A blockquote is just like any other block with the exception that it is allowed to have a citation. The material inside a blockquote is treated as regular SAM markup and is processed as such.

A blockquote is serialized as follows:

<blockquote conditions="foo">
<citation>Mother Goose</citation>
<p>The quick brown fox jumps over the lazy dog.</p>
</blockquote>
<blockquote data-conditions="foo" class="blockquote">
<cite>Mother Goose</cite>
<p>The quick brown fox jumps over the lazy dog.</p>
</blockquote>

A blockquote is represented in the SOM by a Blockquote object. The content of a blockquote are regular SAM objects which are children of the Blockquote object as normal for the children of any object.

Line

A line is piece of text with fixed line endings, such as a poem.
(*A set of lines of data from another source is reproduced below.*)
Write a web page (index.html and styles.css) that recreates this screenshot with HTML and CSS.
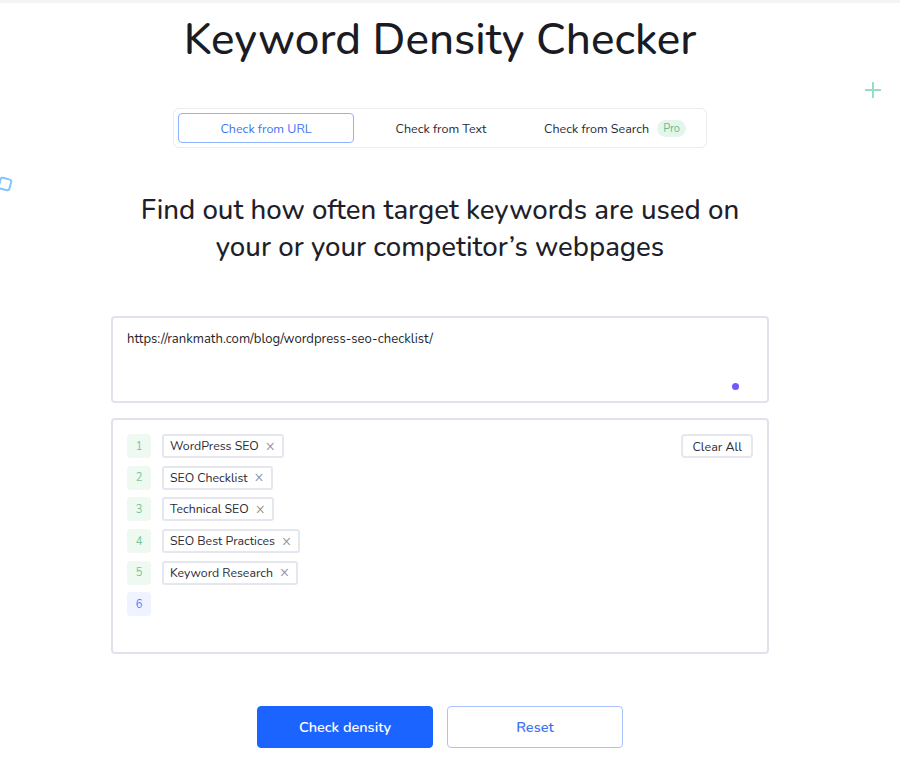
FILE: index.html
```html
<!DOCTYPE html>
<html>
	<head>
		<meta charset="utf-8">
		<title>Keyword Density Checker</title>
		<link rel="stylesheet" href="styles.css">
	</head>
	<body>
		<div id="topbar"></div>

		<!-- decorations -->
		<svg class="deco plus" width="18" height="18" viewBox="0 0 18 18">
			<path d="M9 1v16M1 9h16" stroke="#94dfc4" stroke-width="2" fill="none"/>
		</svg>
		<svg class="deco square" width="16" height="16" viewBox="0 0 16 16">
			<rect x="2.5" y="2.5" width="11" height="11" rx="2" transform="rotate(15 8 8)" stroke="#86c2ff" stroke-width="2" fill="none"/>
		</svg>

		<div id="wrapper">
			<h1 id="title">Keyword Density Checker</h1>

			<div id="tabs">
				<div class="tab active">Check from URL</div>
				<div class="tab">Check from Text</div>
				<div class="tab">Check from Search <span class="pro">Pro</span></div>
			</div>

			<h2 id="subtitle">Find out how often target keywords are used on<br>your or your competitor’s webpages</h2>

			<div id="url_box">
				<p class="url">https://rankmath.com/blog/wordpress-seo-checklist/</p>
				<span class="dot"></span>
			</div>

			<div id="keywords">
				<div class="kw_list">
					<div class="kw_row"><span class="num">1</span><span class="tag">WordPress SEO <i>×</i></span></div>
					<div class="kw_row"><span class="num">2</span><span class="tag">SEO Checklist <i>×</i></span></div>
					<div class="kw_row"><span class="num">3</span><span class="tag">Technical SEO <i>×</i></span></div>
					<div class="kw_row"><span class="num">4</span><span class="tag">SEO Best Practices <i>×</i></span></div>
					<div class="kw_row"><span class="num">5</span><span class="tag">Keyword Research <i>×</i></span></div>
					<div class="kw_row"><span class="num blue">6</span></div>
				</div>
				<button class="clear">Clear All</button>
			</div>

			<div id="actions">
				<button class="btn primary">Check density</button>
				<button class="btn outline">Reset</button>
			</div>
		</div>
	</body>
</html>
```

FILE: styles.css
```css
* {
	padding:0px;
	margin:0px;
	box-sizing:border-box;
}

body {
	background:#ffffff;
	font-family:"Nunito", "Lato", "Open Sans", sans-serif;
	color:#1f1f2b;
	position:relative;
	min-height:766px;
	padding-right:20px;
	overflow:hidden;
}

#topbar {
	height:3px;
	margin-right:-20px;
	background:#f4f4f6;
}

.deco {
	position:absolute;
}
	.plus {
		left:864px;
		top:81px;
	}
	.square {
		left:-3px;
		top:176px;
	}

#wrapper {
	width:658px;
	margin:0 auto;
	display:flex;
	flex-direction:column;
	align-items:center;
}

#title {
	margin-top:11px;
	font-size:44px;
	font-weight:500;
	line-height:52px;
	color:#1b1b24;
}

#tabs {
	margin-top:42px;
	width:534px;
	height:40px;
	padding:4px;
	border:1px solid #ececf1;
	border-radius:6px;
	display:flex;
	align-items:stretch;
}
	.tab {
		flex:1;
		display:flex;
		align-items:center;
		justify-content:center;
		gap:8px;
		font-size:12.5px;
		color:#2a2a35;
		border:1px solid transparent;
		border-radius:4px;
	}
	.tab.active {
		flex:0 0 176px;
		border-color:#8db2ff;
		color:#3f73f2;
	}
	.pro {
		font-size:11px;
		color:#62c08a;
		background:#e4f6ec;
		border-radius:9px;
		padding:1px 6px;
	}

#subtitle {
	margin-top:44px;
	font-size:27.6px;
	font-weight:500;
	line-height:37px;
	text-align:center;
	color:#1f1f2b;
}

#url_box {
	margin-top:50px;
	width:658px;
	height:87px;
	border:2px solid #e2e2ec;
	border-radius:4px;
	padding:12px 14px;
	position:relative;
}
	.url {
		font-size:13.1px;
		color:#1f1f2b;
	}
	.dot {
		position:absolute;
		right:28px;
		bottom:11px;
		width:7px;
		height:7px;
		border-radius:50%;
		background:#7557ff;
	}

#keywords {
	margin-top:15px;
	width:658px;
	height:236px;
	border:2px solid #e2e2ec;
	border-radius:4px;
	padding:14px 14px;
	display:flex;
	justify-content:space-between;
	align-items:flex-start;
}
	.kw_list {
		display:flex;
		flex-direction:column;
		gap:7.7px;
	}
	.kw_row {
		display:flex;
		align-items:center;
		gap:11px;
		height:24px;
	}
	.num {
		width:24px;
		height:24px;
		border-radius:4px;
		background:#eef9f1;
		color:#72c78e;
		font-size:11px;
		display:flex;
		align-items:center;
		justify-content:center;
	}
	.num.blue {
		background:#eef3ff;
		color:#4f7cf5;
	}
	.tag {
		height:24px;
		border:2px solid #e6e6ee;
		border-radius:3px;
		padding:0 7px 0 6px;
		font-size:12.3px;
		color:#2b2b36;
		display:flex;
		align-items:center;
		gap:7px;
	}
	.tag i {
		font-style:normal;
		font-size:15px;
		color:#8a8a96;
		line-height:1;
	}
	.clear {
		height:24px;
		padding:0 9px;
		border:2px solid #e6e6ee;
		border-radius:4px;
		background:#fff;
		font-family:inherit;
		font-size:12.5px;
		color:#2b2b36;
	}

#actions {
	margin-top:52px;
	display:flex;
	gap:14px;
}
	.btn {
		width:176px;
		height:42px;
		border-radius:4px;
		font-family:inherit;
		font-size:14.5px;
		font-weight:600;
	}
	.primary {
		background:#1c64ff;
		border:1px solid #1c64ff;
		color:#ffffff;
	}
	.outline {
		background:#ffffff;
		border:1.5px solid #a9c3ff;
		color:#3f73f2;
	}
```
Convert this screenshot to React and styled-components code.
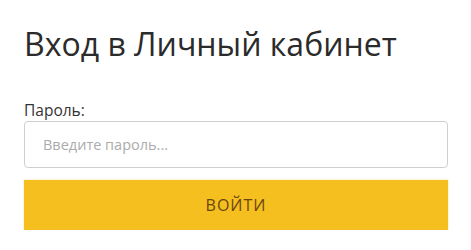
import styled, { createGlobalStyle } from "styled-components";

const GlobalStyle = createGlobalStyle`
  body {
    margin: 0;
    background: #fff;
    font-family: "Open Sans", "Liberation Sans", sans-serif;
  }
`;

const LoginWrapper = styled.section`
  width: 424px;
  padding: 20px 23px 0 24px;
`;

const Title = styled.h1`
  margin: 0;
  font-size: 32px;
  font-weight: 400;
  line-height: 48px;
  color: #2b2b2b;
`;

const Form = styled.form`
  margin-top: 32px;
  display: flex;
  flex-direction: column;
`;

const Label = styled.label`
  font-size: 15.5px;
  line-height: 20px;
  color: #333;
`;

const Input = styled.input`
  box-sizing: border-box;
  margin-top: 1px;
  width: 100%;
  height: 47px;
  padding: 0 18px;
  border: 1px solid #cfcfcf;
  border-radius: 4px;
  font-family: inherit;
  font-size: 14.5px;
  color: #333;
  outline: none;
  &::placeholder {
    color: #ababab;
  }
`;

const SubmitButton = styled.button`
  margin-top: 12px;
  width: 100%;
  height: 50px;
  border: none;
  background-color: #f5c01f;
  box-shadow: 0 0 2px rgba(245, 200, 40, 0.5);
  font-family: inherit;
  font-size: 16px;
  letter-spacing: 1px;
  color: #6b4612;
  cursor: pointer;
`;

const App = () => {
  return (
    <>
      <GlobalStyle />
      <LoginWrapper>
        <Title>Вход в Личный кабинет</Title>
        <Form onSubmit={(e) => e.preventDefault()}>
          <Label htmlFor="password">Пароль:</Label>
          <Input id="password" type="password" placeholder="Введите пароль..." />
          <SubmitButton type="submit">ВОЙТИ</SubmitButton>
        </Form>
      </LoginWrapper>
    </>
  );
};

export default App;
Lines are generally used in groups for a piece of text with fixed line endings.

To create a set of lines, precede each one with a pipe character followed by a space.

| You gotta walk that lonesome valley,
| You gotta walk it by yourself,
| Nobody here can walk it for you,
| You gotta walk it by yourself.

You can also add ids or conditions to lines. In this case, the opening parentheses of the annotation must follow the leading pipe character immediately, and the closing parenthesis must be followed by a space:

|(#foo2) You gotta walk that lonesome valley,[*bing page 22]
| You gotta walk it by yourself,
|(?bar) Nobody here can walk it for you,
|    You gotta walk it by yourself.

The entire line must be on one line in the source.

All spaces after the first space following the pipe are considered significant and are retained on output.

A line cannot have children.

The text of a line is a normal SAM flow and is processed as such.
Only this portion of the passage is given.